For those just joining up, I have a little World of Warcraft habit.

I do mean little, for the record. Compared to the forty-hour-a-week-ers or even to my dear boyfriend, who gets up an hour early every morning to play, I’m just a dabbler. I tend to play about ten hours a week, mostly in forty-five minutes stress-relief bursts, though once a week I’ll get together with my guild and run an instance like Scarlet Monastery. In the big picture, that’s just not much time.

This is why it’s incredibly, incredibly exciting for me that my Tauren warrior, Camellia, just broke 100 gold at level 37. I’ve got several other characters, most of whom are quite broke, so I decided that Camellia was going to earn her way to the top (or at least something like it). For one thing, warriors are a heavily gear-dependent class, so the difference between a rich warrior and a poor one can mean life or death for a party. For another, I’m sick of being slooooow, so I wanted to get my mount as soon as I could ride one. For a third, I’m pretty excited about being able to support my guild financially, since I don’t have any useful professions. And hey - 100 gold! Yeah!

It’s gotten me thinking hard about the design of the economic system in the game, since I’ve found myself making the majority of my cash off selling things on the auction house. Who buys all my tin for 1.5 gold per stack? Who sells their iron ore for 20 silver, allowing me to buy it up and resell it at a huge profit? Where are people getting the money to buy the 100 gold epic weapons? Surely not everyone can be farming all the time . . . can they?

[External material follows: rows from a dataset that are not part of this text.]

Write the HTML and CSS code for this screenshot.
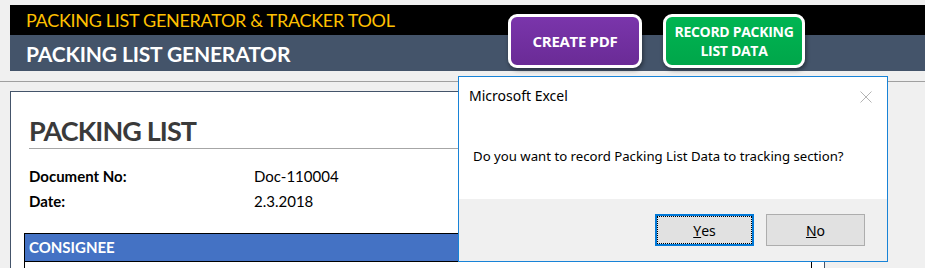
FILE: index.html
```html
<!DOCTYPE html>
<html lang="en">
<head>
    <meta charset="UTF-8">
    <title>Packing List Generator</title>
    <link rel="stylesheet" href="styles.css">
</head>
<body>
    <div class="banner">
        <div class="banner-top">PACKING LIST GENERATOR &amp; TRACKER TOOL</div>
        <div class="banner-sub">PACKING LIST GENERATOR</div>
        <div class="banner-actions">
            <button class="macro-btn purple">CREATE PDF</button>
            <button class="macro-btn green">RECORD PACKING<br>LIST DATA</button>
        </div>
    </div>

    <div class="divider"></div>

    <div class="sheet">
        <h1 class="sheet-title">PACKING LIST</h1>
        <div class="meta">
            <div class="meta-row"><span class="meta-label">Document No:</span><span>Doc-110004</span></div>
            <div class="meta-row"><span class="meta-label">Date:</span><span>2.3.2018</span></div>
        </div>
        <div class="section">
            <div class="section-head">CONSIGNEE</div>
            <div class="section-body"></div>
        </div>
    </div>

    <div class="msgbox">
        <div class="msgbox-title">
            <span>Microsoft Excel</span>
            <svg class="msgbox-close" width="12" height="12" viewBox="0 0 12 12">
                <path d="M0.5 0.5 L11.5 11.5 M11.5 0.5 L0.5 11.5" stroke="#b4b4b4" stroke-width="1" fill="none"/>
            </svg>
        </div>
        <div class="msgbox-text">Do you want to record Packing List Data to tracking section?</div>
        <div class="msgbox-footer">
            <button class="dlg-btn default"><span><u>Y</u>es</span></button>
            <button class="dlg-btn"><span><u>N</u>o</span></button>
        </div>
    </div>
</body>
</html>
```

FILE: styles.css
```css
* {
    margin: 0;
    padding: 0;
    box-sizing: border-box;
}

body {
    background: #f0f0f0;
    width: 925px;
    height: 268px;
    overflow: hidden;
    position: relative;
    padding-top: 5px;
    font-family: Lato, 'Open Sans', sans-serif;
}

/* шапка */
.banner {
    position: relative;
    margin-left: 10px;
}

.banner-top {
    height: 30px;
    background: #000;
    color: #ffc000;
    font-size: 18px;
    line-height: 30px;
    padding-left: 16px;
    letter-spacing: -0.3px;
}

.banner-sub {
    height: 36px;
    background: #44546a;
    color: #fff;
    font-weight: 700;
    font-size: 21px;
    line-height: 38px;
    padding-left: 16px;
    letter-spacing: -0.15px;
}

.banner-actions {
    position: absolute;
    top: 9px;
    left: 498px;
    display: flex;
    gap: 21px;
}

.macro-btn {
    height: 54px;
    border: 3px solid #fff;
    border-radius: 9px;
    color: #fff;
    font-family: 'Open Sans', sans-serif;
    font-weight: 700;
    font-size: 14px;
    line-height: 19px;
    letter-spacing: -0.3px;
    box-shadow: 1px 2px 4px rgba(0, 0, 0, 0.45);
}

.macro-btn.purple {
    width: 134px;
    font-size: 15px;
    background: linear-gradient(#7a35ab, #6a2b96);
}

.macro-btn.green {
    width: 142px;
    background: linear-gradient(#00b552, #00a64a);
}

.divider {
    margin-top: 10px;
    border-top: 1px solid #a0a0a0;
}

/* лист */
.sheet {
    margin: 9px 0 0 10px;
    width: 815px;
    height: 177px;
    overflow: hidden;
    background: #fff;
    border: 1px solid #44546a;
    border-bottom: none;
    padding: 22px 12px 0 13px;
}

.sheet-title {
    font-size: 27px;
    font-weight: 700;
    color: #3a3a3a;
    line-height: 34px;
    margin-left: 5px;
    padding-bottom: 0;
    border-bottom: 1px solid #a6a6a6;
    letter-spacing: -0.9px;
}

.meta {
    margin: 15px 0 0 5px;
    font-size: 15px;
    color: #000;
}

.meta-row {
    display: flex;
    height: 25px;
    line-height: 25px;
}

.meta-label {
    width: 225px;
    font-weight: 700;
}

.section {
    margin-top: 19px;
    border: 1px solid #000;
}

.section-head {
    background: #4472c4;
    color: #fff;
    font-weight: 700;
    font-size: 15px;
    height: 28px;
    line-height: 27px;
    padding-left: 4px;
    border-bottom: 1px solid #000;
}

.section-body {
    height: 20px;
}

/* окно сообщения */
.msgbox {
    position: absolute;
    left: 458px;
    top: 76px;
    width: 430px;
    height: 186px;
    background: #fff;
    border: 1px solid #1883d7;
    font-family: 'Noto Sans', 'Open Sans', sans-serif;
    display: flex;
    flex-direction: column;
}

.msgbox-title {
    display: flex;
    justify-content: space-between;
    align-items: center;
    height: 37px;
    padding: 0 15px 0 10px;
    font-size: 14px;
    color: #000;
}

.msgbox-close {
    margin-top: 2px;
}

.msgbox-text {
    flex: 1;
    padding: 33px 0 0 14px;
    font-size: 13.2px;
    color: #000;
}

.msgbox-footer {
    height: 62px;
    background: #f0f0f0;
    display: flex;
    justify-content: flex-end;
    align-items: flex-start;
    gap: 12px;
    padding: 15px 22px 0 0;
}

.dlg-btn {
    width: 99px;
    height: 32px;
    background: #e1e1e1;
    border: 1px solid #adadad;
    font-family: 'Noto Sans', 'Open Sans', sans-serif;
    font-size: 14px;
    color: #000;
    display: flex;
    align-items: center;
    justify-content: center;
}

.dlg-btn.default {
    border: 2px solid #0078d7;
}

.dlg-btn.default span {
    display: flex;
    align-items: center;
    justify-content: center;
    width: 100%;
    height: 100%;
    border: 1px dotted #000;
}
```
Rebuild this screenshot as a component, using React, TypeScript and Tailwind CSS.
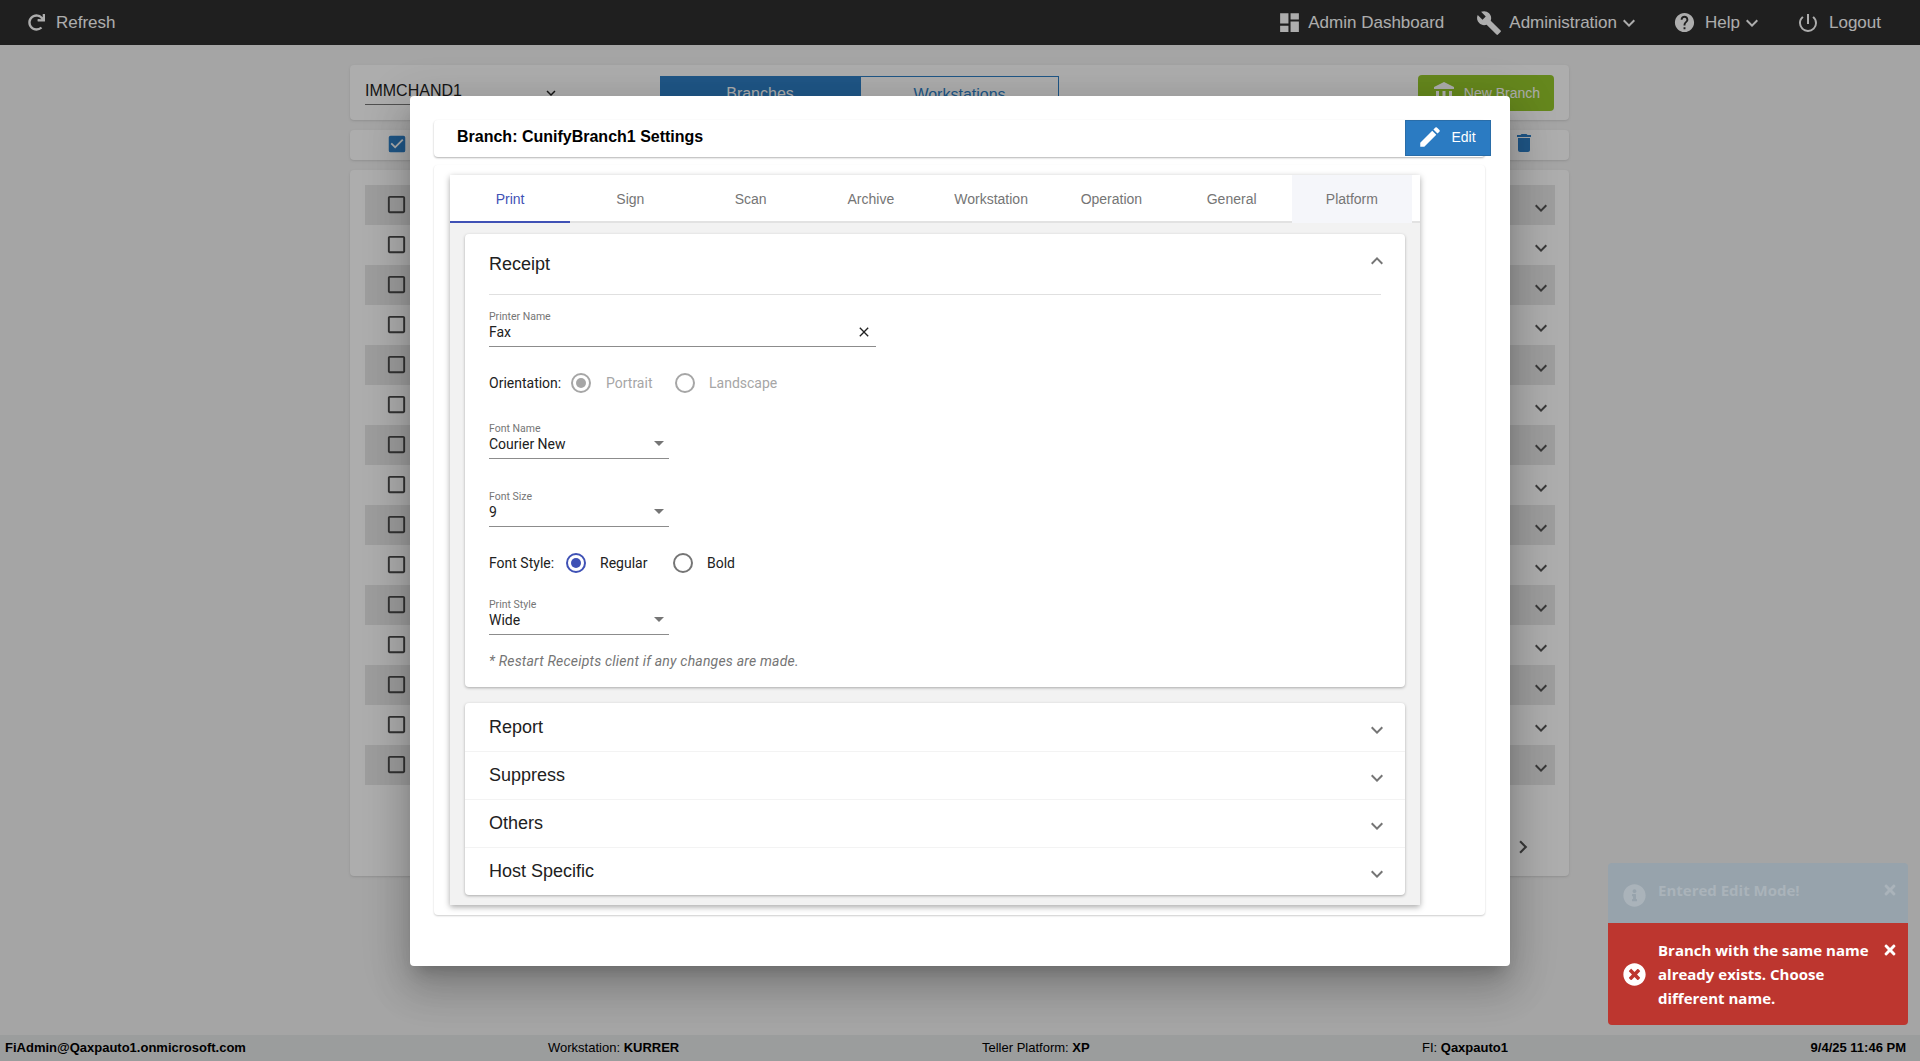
import { useState } from "react"
import {
  MdAccountBalance,
  MdBuild,
  MdCheckBox,
  MdCheckBoxOutlineBlank,
  MdClose,
  MdDashboard,
  MdDelete,
  MdEdit,
  MdExpandLess,
  MdExpandMore,
  MdHelp,
  MdPowerSettingsNew,
} from "react-icons/md"
import { FaInfoCircle, FaRedo, FaTimes, FaTimesCircle } from "react-icons/fa"

const tabs = ["Print", "Sign", "Scan", "Archive", "Workstation", "Operation", "General", "Platform"]
const sections = ["Report", "Suppress", "Others", "Host Specific"]
const rows = Array.from({ length: 15 }, (_, i) => i)

function NavItem({ icon, label, caret, className }: { icon: React.ReactNode; label: string; caret?: boolean; className?: string }) {
  return (
    <div className={`flex items-center ${className ?? ""}`}>
      {icon}
      <span className="text-[17px] leading-none">{label}</span>
      {caret && <MdExpandMore className="text-[24px]" />}
    </div>
  )
}

function SelectField({ label, value, className }: { label: string; value: string; className?: string }) {
  return (
    <div className={`w-[180px] border-b border-[#8c8c8c] h-[36px] relative ${className ?? ""}`}>
      <div className="text-[10.5px] leading-[12px] text-[#757575]">{label}</div>
      <div className="text-[14px] leading-[18px] text-[#212121]">{value}</div>
      <div className="absolute right-[5px] top-[18px] w-0 h-0 border-x-[5px] border-x-transparent border-t-[5px] border-t-[#757575]" />
    </div>
  )
}

function Radio({ checked, disabled }: { checked?: boolean; disabled?: boolean }) {
  const ring = disabled ? "border-[#a6a6a6]" : checked ? "border-[#3f51b5]" : "border-[#757575]"
  const dot = disabled ? "bg-[#a6a6a6]" : "bg-[#3f51b5]"
  return (
    <span className={`w-[20px] h-[20px] rounded-full border-2 flex items-center justify-center ${ring}`}>
      {checked && <span className={`w-[10px] h-[10px] rounded-full ${dot}`} />}
    </span>
  )
}

export default function App() {
  const [activeTab] = useState("Print")

  return (
    <div className="relative h-[1061px] overflow-hidden bg-[#f3f3f3] font-['Liberation_Sans',Arial,sans-serif]">
      {/* page behind the dialog */}
      <header className="h-[45px] bg-[#2e2e2e] text-white flex items-center justify-between pl-[28px] pr-[39px]">
        <NavItem icon={<FaRedo className="text-[17px] mr-[11px]" />} label="Refresh" />
        <div className="flex items-center">
          <NavItem icon={<MdDashboard className="text-[25px] mr-[6px]" />} label="Admin Dashboard" className="mr-[32px]" />
          <NavItem icon={<MdBuild className="text-[26px] mr-[7px]" />} label="Administration" caret className="mr-[32px]" />
          <NavItem icon={<MdHelp className="text-[23px] mr-[9px]" />} label="Help" caret className="mr-[32px]" />
          <NavItem icon={<MdPowerSettingsNew className="text-[24px] mr-[9px]" />} label="Logout" />
        </div>
      </header>

      <main className="w-[1219px] ml-[350px] pt-[20px]">
        <div className="h-[55px] bg-white rounded shadow-sm flex items-start px-[15px] pt-[10px] relative">
          <div className="w-[198px] h-[30px] border-b border-[#777] flex items-center justify-between pr-[3px] pt-[2px] text-[16px] text-[#222]">
            IMMCHAND1
            <MdExpandMore className="text-[18px] mt-[5px]" />
          </div>
          <div className="flex ml-[97px] mt-[1px] text-[16px] text-center">
            <div className="w-[200px] h-[36px] leading-[36px] bg-[#2e7fc6] text-white">Branches</div>
            <div className="w-[199px] h-[36px] leading-[36px] border border-[#2e7fc6] text-[#2e7fc6]">Workstations</div>
          </div>
          <div className="ml-auto w-[136px] h-[36px] rounded bg-[#96c82c] text-white text-[14px] flex items-center justify-center gap-[8px]">
            <MdAccountBalance className="text-[24px]" />
            New Branch
          </div>
        </div>

        <div className="h-[30px] mt-[10px] bg-white rounded shadow-sm flex items-center justify-between pl-[36px] pr-[33px]">
          <MdCheckBox className="text-[22px] text-[#2e7fc6] -mt-[2px]" />
          <MdDelete className="text-[24px] text-[#2e7fc6] -mt-[4px]" />
        </div>

        <div className="h-[706px] mt-[10px] bg-white rounded shadow-sm pt-[15px] px-[15px] relative">
          {rows.map((i) => (
            <div key={i} className={`h-[40px] w-[1190px] flex items-center justify-between pl-[20px] pr-[2px] text-[#555] ${i % 2 === 0 ? "bg-[#e8e8e8]" : ""}`}>
              <MdCheckBoxOutlineBlank className="text-[23px] text-[#4a4a4a] -mt-[2px]" />
              <MdExpandMore className="text-[24px] mt-[6px]" />
            </div>
          ))}
          <div className="flex justify-end pr-[18px] mt-[49px] text-[#555]">
            <MdExpandMore className="text-[26px] -rotate-90" />
          </div>
        </div>
      </main>

      <footer className="absolute bottom-0 inset-x-0 h-[26px] bg-[#e5e7e8] text-[13px] text-black flex items-center pl-[5px] pr-[14px]">
        <span className="w-[543px] font-bold">FiAdmin@Qaxpauto1.onmicrosoft.com</span>
        <span className="w-[434px]">Workstation: <b>KURRER</b></span>
        <span className="w-[440px]">Teller Platform: <b>XP</b></span>
        <span>FI: <b>Qaxpauto1</b></span>
        <b className="ml-auto">9/4/25 11:46 PM</b>
      </footer>

      {/* dialog */}
      <div className="absolute inset-0 bg-black/[.32]">
        <div className="w-[1100px] h-[870px] ml-[410px] mt-[96px] bg-white rounded-[4px] pt-[24px] pl-[24px] pr-[25px] shadow-[0_11px_15px_-7px_rgba(0,0,0,.2),0_24px_38px_3px_rgba(0,0,0,.14),0_9px_46px_8px_rgba(0,0,0,.12)]">
          <div className="h-[37px] flex items-start justify-between pl-[23px] rounded shadow-[0_1px_2px_rgba(0,0,0,.3)]">
            <span className="text-[16px] leading-[34px] font-bold text-black">Branch: CunifyBranch1 Settings</span>
            <button className="-mr-[6px] w-[86px] h-[36px] pb-[2px] pr-[3px] bg-[#2b7bc2] border border-[#2a6da8] text-white text-[14px] flex items-center justify-center gap-[8px]">
              <MdEdit className="text-[26px]" />
              Edit
            </button>
          </div>

          <div className="h-[750px] mt-[8px] pl-[16px] pt-[10px] rounded shadow-[0_1px_2px_rgba(0,0,0,.2)]">
            <div className="w-[970px] h-[730px] bg-[#f2f2f2] shadow-[0_2px_6px_rgba(0,0,0,.35)]">
              <div className="h-[48px] bg-white border-b-2 border-[#e2e2e2] flex">
                {tabs.map((t) => (
                  <div
                    key={t}
                    className={`w-[120.25px] h-[48px] flex items-center justify-center text-[14px] border-y-2 border-transparent ${
                      t === activeTab ? "text-[#3f51b5] border-b-[#3f51b5]" : "text-[#757575]"
                    } ${t === "Platform" ? "bg-[#f5f6fa]" : ""}`}
                  >
                    {t}
                  </div>
                ))}
              </div>

              <div className="ml-[15px] w-[940px] mt-[11px]">
                <section className="h-[453px] bg-white rounded shadow-[0_1px_3px_rgba(0,0,0,.3)] px-[24px] text-[#212121]">
                  <div className="h-[61px] border-b border-[#e0e0e0] flex items-center justify-between">
                    <span className="text-[18px]">Receipt</span>
                    <MdExpandLess className="text-[24px] text-[#757575] -mt-[6px] -mr-[8px]" />
                  </div>

                  <div className="font-['Roboto',sans-serif]">
                    <div className="w-[387px] h-[36px] mt-[16px] border-b border-[#8c8c8c] relative">
                      <div className="text-[10.5px] leading-[12px] text-[#757575]">Printer Name</div>
                      <div className="text-[14px] leading-[18px]">Fax</div>
                      <MdClose className="absolute right-[4px] top-[13px] text-[16px] text-[#222]" />
                    </div>

                    <div className="flex items-center h-[20px] mt-[26px] text-[14px]">
                      <span className="w-[82px]">Orientation:</span>
                      <Radio checked disabled />
                      <span className="ml-[15px] w-[69px] text-[#a6a6a6]">Portrait</span>
                      <Radio disabled />
                      <span className="ml-[14px] text-[#a6a6a6]">Landscape</span>
                    </div>

                    <SelectField label="Font Name" value="Courier New" className="mt-[30px]" />
                    <SelectField label="Font Size" value="9" className="mt-[32px]" />

                    <div className="flex items-center h-[20px] mt-[26px] text-[14px]">
                      <span className="w-[77px]">Font Style:</span>
                      <Radio checked />
                      <span className="ml-[14px] w-[73px]">Regular</span>
                      <Radio />
                      <span className="ml-[14px]">Bold</span>
                    </div>

                    <SelectField label="Print Style" value="Wide" className="mt-[26px]" />

                    <p className="mt-[18px] text-[14px] leading-[17px] italic text-[#757575] tracking-[.2px]">* Restart Receipts client if any changes are made.</p>
                  </div>
                </section>

                <section className="mt-[16px] bg-white rounded shadow-[0_1px_3px_rgba(0,0,0,.3)]">
                  {sections.map((s, i) => (
                    <div key={s} className={`h-[48px] pl-[24px] pr-[16px] flex items-center justify-between ${i > 0 ? "border-t border-[#f3f3f3]" : ""}`}>
                      <span className="text-[18px] text-[#212121]">{s}</span>
                      <MdExpandMore className={`text-[24px] text-[#757575] ${i > 0 ? "mt-[4px]" : "mt-[6px]"}`} />
                    </div>
                  ))}
                </section>
              </div>
            </div>
          </div>
        </div>
      </div>

      {/* toasts */}
      <div className="absolute right-[12px] top-[863px] w-[300px] font-['Open_Sans',sans-serif] font-bold text-[15px] leading-[24px]">
        <div className="h-[60px] rounded-t bg-[#97a3ac] text-[#aab3ba] flex items-start pt-[15px] pl-[45px] pr-[10px] relative">
          <FaInfoCircle className="absolute left-[15px] top-[21px] text-[23px]" />
          <span className="flex-1 ml-[5px]">Entered Edit Mode!</span>
          <FaTimes className="text-[16px] mt-[4px]" />
        </div>
        <div className="h-[102px] rounded-b bg-[#bd362f] text-white flex items-start pt-[15px] pl-[50px] pr-[10px] relative">
          <FaTimesCircle className="absolute left-[15px] top-[40px] text-[23px]" />
          <span className="flex-1">Branch with the same name already exists. Choose different name.</span>
          <FaTimes className="text-[16px] mt-[4px]" />
        </div>
      </div>
    </div>
  )
}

For me, the key to economic success in-game has been allowing lazy people to pay me. I mine and skin, though I refuse to farm either, and sell the results on the auction house. I sell almost all the items I collect from enemies, since I can probably sell the items to someone with lots of cash and then buy something better for cheap by watching the prices. I buy out low-priced auctions and resell them at more reasonable prices, and I always try to sell my tin and iron when I’ve got a monopoly on the good in the auction house and can set my prices extortionately. And, embarassingly, I check in three or four times a day to compare prices and re-list items if necessary. It only takes five minutes each time, but it’s made me a lot of cash!

Then there are the mods, which the boy suggested when he realized what my money strategy was. Auctioneer scans the auction house and tells you how much items have sold for in the past. This has turned out to be much more efficient than my strategy of memorizing prices on the things I buy and sell most! AutoProfit (which, admittedly, I haven’t tried yet) sells all non-auctionable items to vendors automatically.

Finally, there’s my favorite thing ever, the World of Warcraft Gold Guide, available for only $24.99. I haven’t used it, but I’ve been thinking lately that its existence isn’t as silly as you’d think. Knowing how to manage your money in World of Warcraft does make a huge difference to game-play, and there really is knowledge to acquire and skills to gain in doing so. I’m trying to see if I can convince our department to buy a copy as part of our research agenda, to look at how the community is supporting economic understandings in the game-world. We’ll see if I’m successful.

Anyhow . . . 100 gold. Wow. I wish there were better in-game ways to celebrate. I guess I’ll have to do it by killing things.